Lawyers for Civil Rights Demands Information from HUD on Housing Discrimination Cases Closed During Trump Administration


Lawyers for Civil Rights (LCR) filed a request under the Freedom of Information Act (FOIA) with the U.S. Department of Housing and Urban Development (HUD), seeking to uncover information about how the agency is handling discrimination complaints under the Fair Housing Act (FHA). The request comes amid growing concern that the Trump Administration is eroding key civil rights protections that prohibit racial segregation and discrimination in housing and related services, such as mortgage lending.

The FOIA request focuses in particular on “disparate impact” discrimination claims—challenges to policies that appear neutral but still have discriminatory effects and harm certain groups. In 2015, the U.S. Supreme Court affirmed that disparate impact liability is a valid and essential enforcement mechanism under the FHA. It helps counteract unconscious prejudices and disguised animus that escape easy classification as disparate treatment. However, earlier this year, the Trump Administration issued an Executive Order directing federal agencies to reconsider or eliminate the use of disparate impact liability. Following that directive, HUD has signaled an imminent rule change to weaken and eliminate this critical civil rights protection.

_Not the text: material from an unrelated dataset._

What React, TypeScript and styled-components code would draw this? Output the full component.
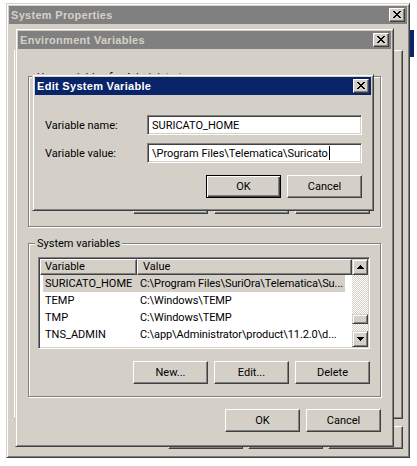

“Disparate impact liability is key to fair housing enforcement,” said Brooke Simone, attorney at Lawyers for Civil Rights. “Rolling it back would open the door to widespread discrimination in housing and lending—discrimination that may not be as explicit, but is just as harmful in practice.”

The potential rollback poses especially serious consequences for communities of color, women, and low-income renters. Undermining federal anti-discrimination law would exacerbate the ongoing housing crisis nationally and in Massachusetts, where high housing costs and exclusionary zoning practices perpetuate housing segregation.

“At a time when access to safe, fair, and affordable housing is under threat, HUD must be accountable,” said Oren Sellstrom, Litigation Director at LCR. “We cannot allow decades of civil rights progress to be undone.”

The FOIA request is available here.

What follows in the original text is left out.